● Instruction
Reproduce the listing below character for character; drop every image.

● Supplied material
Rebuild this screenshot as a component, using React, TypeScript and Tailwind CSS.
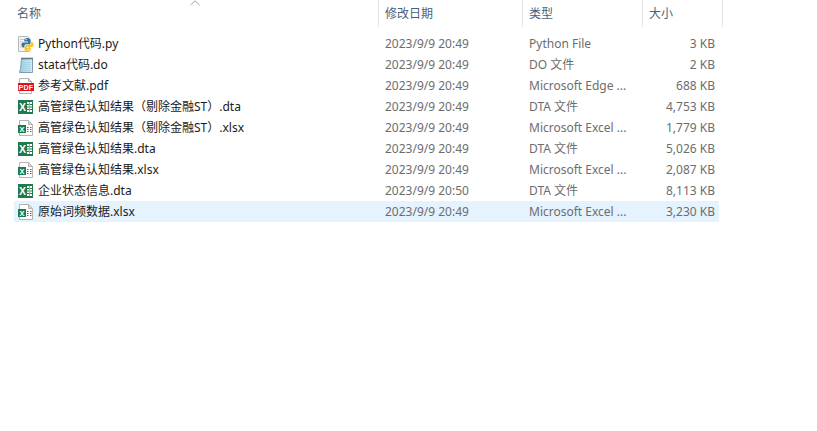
type FileKind = 'py' | 'do' | 'pdf' | 'dta' | 'xlsx';

type FileRow = {
  name: string;
  date: string;
  type: string;
  size: string;
  kind: FileKind;
  selected?: boolean;
};

const files: FileRow[] = [
  { name: 'Python代码.py', date: '2023/9/9 20:49', type: 'Python File', size: '3 KB', kind: 'py' },
  { name: 'stata代码.do', date: '2023/9/9 20:49', type: 'DO 文件', size: '2 KB', kind: 'do' },
  { name: '参考文献.pdf', date: '2023/9/9 20:49', type: 'Microsoft Edge ...', size: '688 KB', kind: 'pdf' },
  { name: '高管绿色认知结果（剔除金融ST）.dta', date: '2023/9/9 20:49', type: 'DTA 文件', size: '4,753 KB', kind: 'dta' },
  { name: '高管绿色认知结果（剔除金融ST）.xlsx', date: '2023/9/9 20:49', type: 'Microsoft Excel ...', size: '1,779 KB', kind: 'xlsx' },
  { name: '高管绿色认知结果.dta', date: '2023/9/9 20:49', type: 'DTA 文件', size: '5,026 KB', kind: 'dta' },
  { name: '高管绿色认知结果.xlsx', date: '2023/9/9 20:49', type: 'Microsoft Excel ...', size: '2,087 KB', kind: 'xlsx' },
  { name: '企业状态信息.dta', date: '2023/9/9 20:50', type: 'DTA 文件', size: '8,113 KB', kind: 'dta' },
  { name: '原始词频数据.xlsx', date: '2023/9/9 20:49', type: 'Microsoft Excel ...', size: '3,230 KB', kind: 'xlsx', selected: true },
];

const PageSheet = () => (
  <>
    <path d="M1.5 .5H10.5L14.5 4.5V15.5H1.5Z" fill="#fff" stroke="#b4b4b4" />
    <path d="M10.5 .5V4.5H14.5Z" fill="#dcdcdc" stroke="#b4b4b4" />
  </>
);

const PyIcon = () => (
  <svg width="16" height="16" viewBox="0 0 16 16">
    <path d="M.5 .5H9.5L11.5 2.5V15.5H.5Z" fill="#f4f4f4" stroke="#b8b8b8" />
    <path d="M2 3.5H8M2 6H5M2 8.5H4M2 11H4" stroke="#c8c8c8" />
    <path d="M9.5 2C7 2 6.3 3 6.3 4V5.6H10V6.4H5.4C4.2 6.4 3.6 7.6 3.6 9C3.6 10.4 4.2 11.4 5.3 11.4H6.4V9.9C6.4 8.9 7.2 8.3 8.2 8.3H10.8C11.8 8.3 12.6 7.5 12.6 6.6V4C12.6 3 11.6 2 9.5 2Z" fill="#3573a6" />
    <circle cx="8" cy="3.6" r=".7" fill="#fff" />
    <path d="M9.6 15.4C12 15.4 12.8 14.4 12.8 13.4V11.8H9.1V11H13.7C14.9 11 15.5 9.8 15.5 8.4C15.5 7 14.9 6 13.8 6H12.8V7.5C12.8 8.5 12 9.1 11 9.1H8.3C7.3 9.1 6.5 9.9 6.5 10.8V13.4C6.5 14.4 7.5 15.4 9.6 15.4Z" fill="#fdc62f" />
    <circle cx="11" cy="13.8" r=".7" fill="#fff" />
  </svg>
);

const DoIcon = () => (
  <svg width="16" height="16" viewBox="0 0 16 16">
    <defs>
      <linearGradient id="do-fill" x1="0" x2="1" y1="0" y2="0">
        <stop offset="0" stopColor="#8fd0e4" />
        <stop offset="1" stopColor="#d5ecf4" />
      </linearGradient>
    </defs>
    <path d="M3.5 1.5H14.5V15.5H1.5L2.5 12Z" fill="url(#do-fill)" stroke="#7f9dab" />
    <path d="M3.5 1.5H14.5" stroke="#4d5b63" strokeDasharray="1 1" strokeWidth="2" />
    <path d="M4 5.5H13M4 7.5H13M3.7 9.5H13M3.4 11.5H13M3 13.5H13" stroke="#a8d3e2" />
  </svg>
);

const PdfIcon = () => (
  <svg width="16" height="16" viewBox="0 0 16 16">
    <path d="M1.5 .5H10.5L13.5 3.5V15.5H1.5Z" fill="#fff" stroke="#b4b4b4" />
    <path d="M10.5 .5V3.5H13.5Z" fill="#dcdcdc" stroke="#b4b4b4" />
    <rect x="0" y="5" width="16" height="8" fill="#d8141e" />
    <text x="8" y="11.7" textAnchor="middle" fontSize="7" fontWeight="700" letterSpacing=".3" fill="#fff" fontFamily="'Liberation Sans', sans-serif">PDF</text>
  </svg>
);

const DtaIcon = () => (
  <svg width="16" height="16" viewBox="0 0 16 16">
    <rect x="0" y="1" width="15" height="14" fill="#1f7a4c" />
    <rect x="9" y="3" width="5" height="10" fill="#fff" />
    <path d="M9 5.5H14M9 8H14M9 10.5H14" stroke="#1f7a4c" />
    <path d="M11.5 3V13" stroke="#7fb79b" />
    <text x="4.6" y="12" textAnchor="middle" fontSize="10.5" fontWeight="700" fill="#fff" fontFamily="'Liberation Sans', sans-serif">X</text>
  </svg>
);

const XlsxIcon = () => (
  <svg width="16" height="16" viewBox="0 0 16 16">
    <PageSheet />
    <path d="M9 7.5H10.5M12 7.5H13.5M9 9.5H10.5M12 9.5H13.5M9 11.5H10.5M12 11.5H13.5" stroke="#2a8058" />
    <rect x="0" y="5" width="8" height="8" fill="#1f7a4c" />
    <text x="4" y="11.6" textAnchor="middle" fontSize="7.5" fontWeight="700" fill="#fff" fontFamily="'Liberation Sans', sans-serif">X</text>
  </svg>
);

const icons = { py: PyIcon, do: DoIcon, pdf: PdfIcon, dta: DtaIcon, xlsx: XlsxIcon };

const Row = ({ file }: { file: FileRow }) => {
  const Icon = icons[file.kind];
  return (
    <div className={`flex h-[21px] w-[705px] items-center ${file.selected ? 'bg-[#e5f3ff]' : ''}`}>
      <div className="flex w-[371px] items-center gap-[4px] pl-[4px]">
        <Icon />
        <span className="whitespace-nowrap text-[#1a1a1a]">{file.name}</span>
      </div>
      <div className="w-[144px] whitespace-nowrap text-[#6d6d6d]">{file.date}</div>
      <div className="w-[120px] whitespace-nowrap text-[#6d6d6d]">{file.type}</div>
      <div className="w-[66px] whitespace-nowrap text-right text-[#6d6d6d]">{file.size}</div>
    </div>
  );
};

export default function App() {
  return (
    <div className="h-[431px] w-[817px] overflow-hidden bg-white font-['Noto_Sans','Noto_Sans_CJK_SC',sans-serif] text-[12px]">
      <div className="relative flex h-[27px] w-[723px] text-[#4c607a]">
        <svg className="absolute left-[190px] top-0" width="10" height="6" viewBox="0 0 10 6">
          <path d="M.5 5L5 .8L9.5 5" fill="none" stroke="#a0a0a0" />
        </svg>
        <div className="flex w-[378px] items-center pl-[17px]">名称</div>
        <div className="flex w-[144px] items-center border-l border-[#e5e5e5] pl-[6px]">修改日期</div>
        <div className="flex w-[120px] items-center border-l border-[#e5e5e5] pl-[6px]">类型</div>
        <div className="flex w-[81px] items-center border-x border-[#e5e5e5] pl-[6px]">大小</div>
      </div>
      <div className="flex flex-col pl-[14px] pt-[6px]">
        {files.map((file) => (
          <Row key={file.name} file={file} />
        ))}
      </div>
    </div>
  );
}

● Solution for this problem
Rebuild this screenshot as a component, using React, TypeScript and Tailwind CSS.
type FileKind = 'py' | 'do' | 'pdf' | 'dta' | 'xlsx';

type FileRow = {
  name: string;
  date: string;
  type: string;
  size: string;
  kind: FileKind;
  selected?: boolean;
};

const files: FileRow[] = [
  { name: 'Python代码.py', date: '2023/9/9 20:49', type: 'Python File', size: '3 KB', kind: 'py' },
  { name: 'stata代码.do', date: '2023/9/9 20:49', type: 'DO 文件', size: '2 KB', kind: 'do' },
  { name: '参考文献.pdf', date: '2023/9/9 20:49', type: 'Microsoft Edge ...', size: '688 KB', kind: 'pdf' },
  { name: '高管绿色认知结果（剔除金融ST）.dta', date: '2023/9/9 20:49', type: 'DTA 文件', size: '4,753 KB', kind: 'dta' },
  { name: '高管绿色认知结果（剔除金融ST）.xlsx', date: '2023/9/9 20:49', type: 'Microsoft Excel ...', size: '1,779 KB', kind: 'xlsx' },
  { name: '高管绿色认知结果.dta', date: '2023/9/9 20:49', type: 'DTA 文件', size: '5,026 KB', kind: 'dta' },
  { name: '高管绿色认知结果.xlsx', date: '2023/9/9 20:49', type: 'Microsoft Excel ...', size: '2,087 KB', kind: 'xlsx' },
  { name: '企业状态信息.dta', date: '2023/9/9 20:50', type: 'DTA 文件', size: '8,113 KB', kind: 'dta' },
  { name: '原始词频数据.xlsx', date: '2023/9/9 20:49', type: 'Microsoft Excel ...', size: '3,230 KB', kind: 'xlsx', selected: true },
];

const PageSheet = () => (
  <>
    <path d="M1.5 .5H10.5L14.5 4.5V15.5H1.5Z" fill="#fff" stroke="#b4b4b4" />
    <path d="M10.5 .5V4.5H14.5Z" fill="#dcdcdc" stroke="#b4b4b4" />
  </>
);

const PyIcon = () => (
  <svg width="16" height="16" viewBox="0 0 16 16">
    <path d="M.5 .5H9.5L11.5 2.5V15.5H.5Z" fill="#f4f4f4" stroke="#b8b8b8" />
    <path d="M2 3.5H8M2 6H5M2 8.5H4M2 11H4" stroke="#c8c8c8" />
    <path d="M9.5 2C7 2 6.3 3 6.3 4V5.6H10V6.4H5.4C4.2 6.4 3.6 7.6 3.6 9C3.6 10.4 4.2 11.4 5.3 11.4H6.4V9.9C6.4 8.9 7.2 8.3 8.2 8.3H10.8C11.8 8.3 12.6 7.5 12.6 6.6V4C12.6 3 11.6 2 9.5 2Z" fill="#3573a6" />
    <circle cx="8" cy="3.6" r=".7" fill="#fff" />
    <path d="M9.6 15.4C12 15.4 12.8 14.4 12.8 13.4V11.8H9.1V11H13.7C14.9 11 15.5 9.8 15.5 8.4C15.5 7 14.9 6 13.8 6H12.8V7.5C12.8 8.5 12 9.1 11 9.1H8.3C7.3 9.1 6.5 9.9 6.5 10.8V13.4C6.5 14.4 7.5 15.4 9.6 15.4Z" fill="#fdc62f" />
    <circle cx="11" cy="13.8" r=".7" fill="#fff" />
  </svg>
);

const DoIcon = () => (
  <svg width="16" height="16" viewBox="0 0 16 16">
    <defs>
      <linearGradient id="do-fill" x1="0" x2="1" y1="0" y2="0">
        <stop offset="0" stopColor="#8fd0e4" />
        <stop offset="1" stopColor="#d5ecf4" />
      </linearGradient>
    </defs>
    <path d="M3.5 1.5H14.5V15.5H1.5L2.5 12Z" fill="url(#do-fill)" stroke="#7f9dab" />
    <path d="M3.5 1.5H14.5" stroke="#4d5b63" strokeDasharray="1 1" strokeWidth="2" />
    <path d="M4 5.5H13M4 7.5H13M3.7 9.5H13M3.4 11.5H13M3 13.5H13" stroke="#a8d3e2" />
  </svg>
);

const PdfIcon = () => (
  <svg width="16" height="16" viewBox="0 0 16 16">
    <path d="M1.5 .5H10.5L13.5 3.5V15.5H1.5Z" fill="#fff" stroke="#b4b4b4" />
    <path d="M10.5 .5V3.5H13.5Z" fill="#dcdcdc" stroke="#b4b4b4" />
    <rect x="0" y="5" width="16" height="8" fill="#d8141e" />
    <text x="8" y="11.7" textAnchor="middle" fontSize="7" fontWeight="700" letterSpacing=".3" fill="#fff" fontFamily="'Liberation Sans', sans-serif">PDF</text>
  </svg>
);

const DtaIcon = () => (
  <svg width="16" height="16" viewBox="0 0 16 16">
    <rect x="0" y="1" width="15" height="14" fill="#1f7a4c" />
    <rect x="9" y="3" width="5" height="10" fill="#fff" />
    <path d="M9 5.5H14M9 8H14M9 10.5H14" stroke="#1f7a4c" />
    <path d="M11.5 3V13" stroke="#7fb79b" />
    <text x="4.6" y="12" textAnchor="middle" fontSize="10.5" fontWeight="700" fill="#fff" fontFamily="'Liberation Sans', sans-serif">X</text>
  </svg>
);

const XlsxIcon = () => (
  <svg width="16" height="16" viewBox="0 0 16 16">
    <PageSheet />
    <path d="M9 7.5H10.5M12 7.5H13.5M9 9.5H10.5M12 9.5H13.5M9 11.5H10.5M12 11.5H13.5" stroke="#2a8058" />
    <rect x="0" y="5" width="8" height="8" fill="#1f7a4c" />
    <text x="4" y="11.6" textAnchor="middle" fontSize="7.5" fontWeight="700" fill="#fff" fontFamily="'Liberation Sans', sans-serif">X</text>
  </svg>
);

const icons = { py: PyIcon, do: DoIcon, pdf: PdfIcon, dta: DtaIcon, xlsx: XlsxIcon };

const Row = ({ file }: { file: FileRow }) => {
  const Icon = icons[file.kind];
  return (
    <div className={`flex h-[21px] w-[705px] items-center ${file.selected ? 'bg-[#e5f3ff]' : ''}`}>
      <div className="flex w-[371px] items-center gap-[4px] pl-[4px]">
        <Icon />
        <span className="whitespace-nowrap text-[#1a1a1a]">{file.name}</span>
      </div>
      <div className="w-[144px] whitespace-nowrap text-[#6d6d6d]">{file.date}</div>
      <div className="w-[120px] whitespace-nowrap text-[#6d6d6d]">{file.type}</div>
      <div className="w-[66px] whitespace-nowrap text-right text-[#6d6d6d]">{file.size}</div>
    </div>
  );
};

export default function App() {
  return (
    <div className="h-[431px] w-[817px] overflow-hidden bg-white font-['Noto_Sans','Noto_Sans_CJK_SC',sans-serif] text-[12px]">
      <div className="relative flex h-[27px] w-[723px] text-[#4c607a]">
        <svg className="absolute left-[190px] top-0" width="10" height="6" viewBox="0 0 10 6">
          <path d="M.5 5L5 .8L9.5 5" fill="none" stroke="#a0a0a0" />
        </svg>
        <div className="flex w-[378px] items-center pl-[17px]">名称</div>
        <div className="flex w-[144px] items-center border-l border-[#e5e5e5] pl-[6px]">修改日期</div>
        <div className="flex w-[120px] items-center border-l border-[#e5e5e5] pl-[6px]">类型</div>
        <div className="flex w-[81px] items-center border-x border-[#e5e5e5] pl-[6px]">大小</div>
      </div>
      <div className="flex flex-col pl-[14px] pt-[6px]">
        {files.map((file) => (
          <Row key={file.name} file={file} />
        ))}
      </div>
    </div>
  );
}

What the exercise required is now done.